Entrusting the care of his children and wife to his brothers, he perused all the major biological journals of the time and set up a state-of-the art laboratory in a remote village of Pinar del Rio, his native province (home of the famous Cuban tobacco). Unfortunately, the man had no head for scientific research, nor did any of the local semi-literates he trained as assistants, among whom was a brujo, sorcerer, who earned a good deal of money on the side hexing people for a fee.
For 11 years, seven days a week, from dawn till midnight, Adolfo Ortega’s great-grandfather labored in his lab, achieving nothing. That did not, however, disabuse him of the conviction that he was on the verge of discovering cures for leprosy, diabetes, syphilis, tuberculosis, emphysema, and pyorrhea. He died one night in his lab, apparently of a stroke, at age 66. Scientists from the University of Havana who at the request of Juan’s relatives read his notes, politely informed them in so many words that the notes were gibberish.
That Adolfo Ortega had managed to avoid the fate of his kin, he attributed in part to good luck but, mostly, to the fact that he was a life-long practitioner of clean, healthful living, mentally and physically. After high school, he served four years in the U.S. Marines, embarked on rigorous exercise routine from which he never departed, earned a Ph.D. in mathematics, and taught in various universities. He ate meat sparingly, never drank, smoked, or did drugs.
After retirement, at age 65, he kept his mind active by submitting to on-line zoology journals his observations of the behavior of animals that came to feed on the food he left for them in his backyard. A passage from a his latest submission read:
”The new generation of squirrels this spring has developed the ability to suddenly transmute into fast-flying crows when a predator approaches, then back to squirrels when the danger is past. I have noted similar transmutations in other species, of birds and insects, as well as mammals, and I further hypothesize that, if they so willed, humans could do the same. The ancient myths of people turning into animals or half animals—werewolves, satyrs, minotaurs, and the like.—are based on fact. The tradition of athletic teams assuming ananimal identity—-bears, lions, eagles and such—reinforces my theory. Then there are those animal fables and cartoon characters we enjoyed as children.”
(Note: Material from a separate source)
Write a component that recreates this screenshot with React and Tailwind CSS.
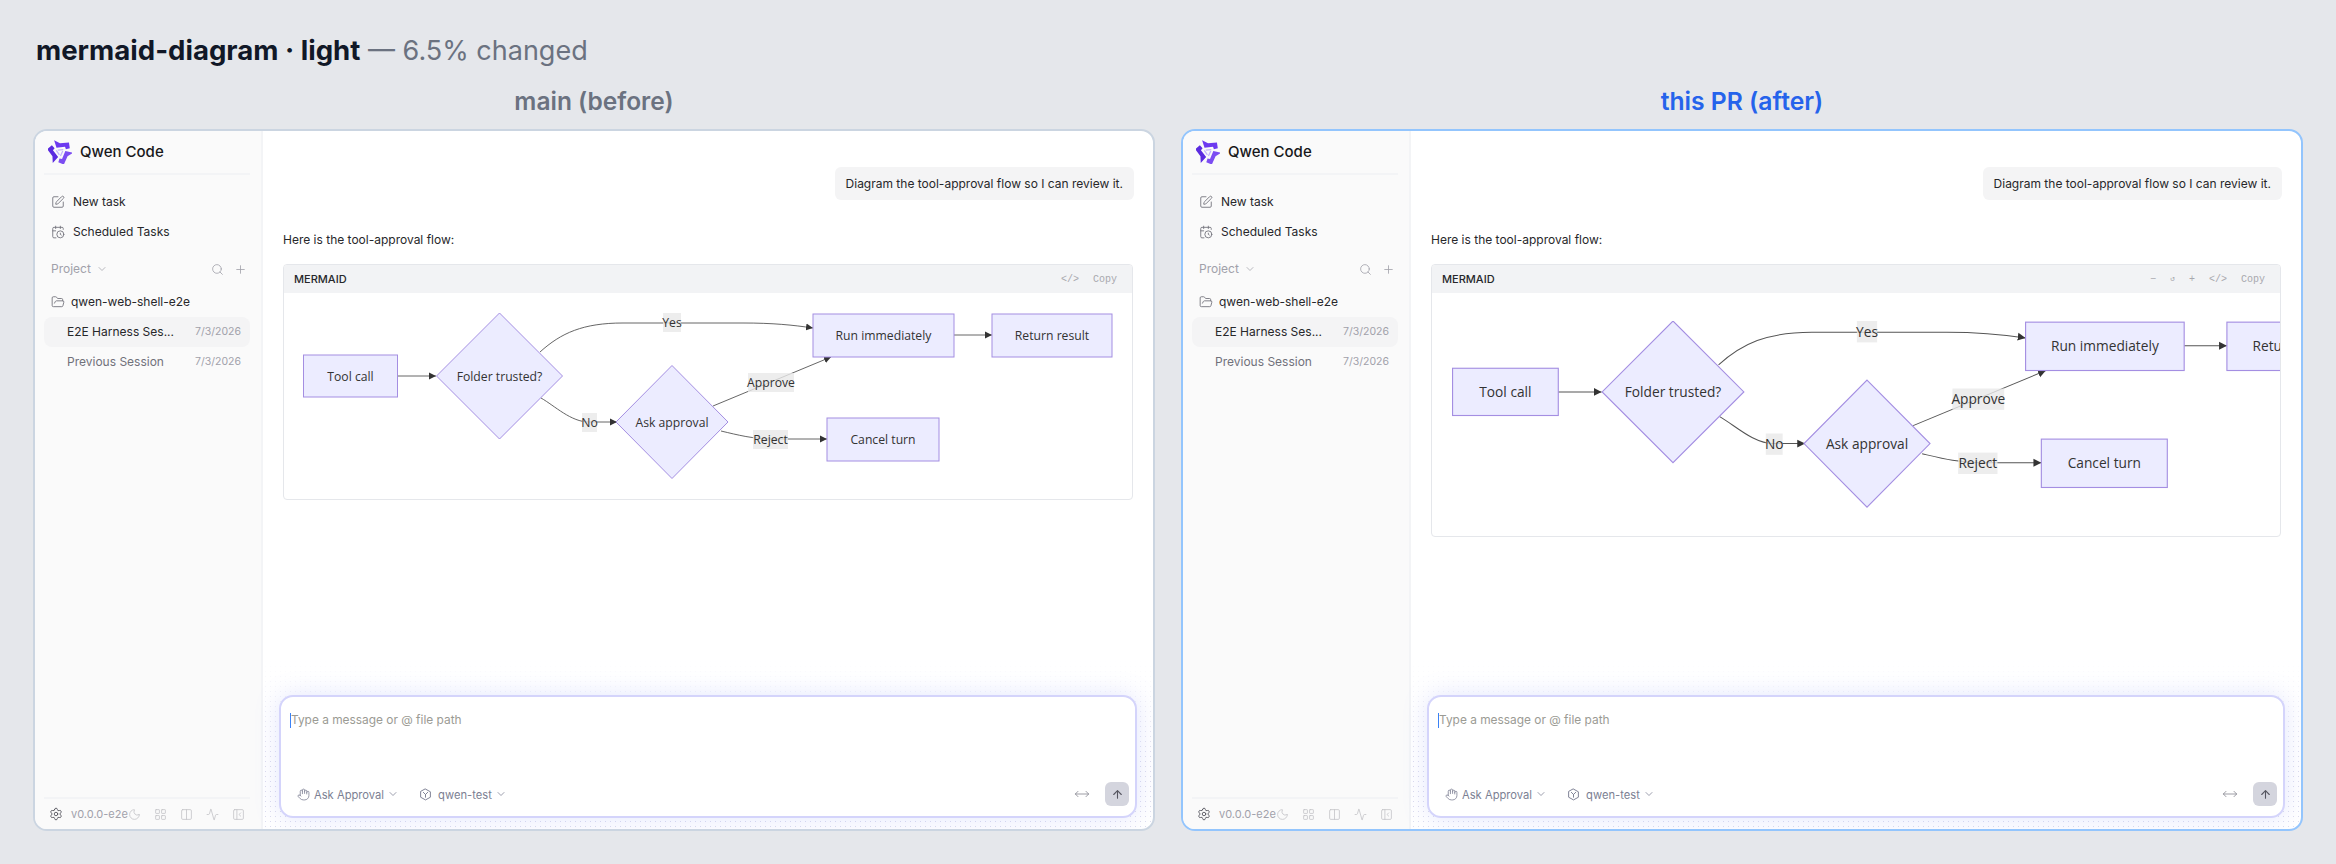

Like all 122 of his previous submissions, this one was also rejected, but that did not deter Ortega. Figuring that he was too far ahead of his time, that it would take decades for the science of zoology to catch up with his theories, he archived each rejected submission chronologically in a web page addressed to future zoologists, titled: “The Synergy of the Species.” His next submission, Number 123, described his near success in exchanging anatomies with his pet German Shepherd.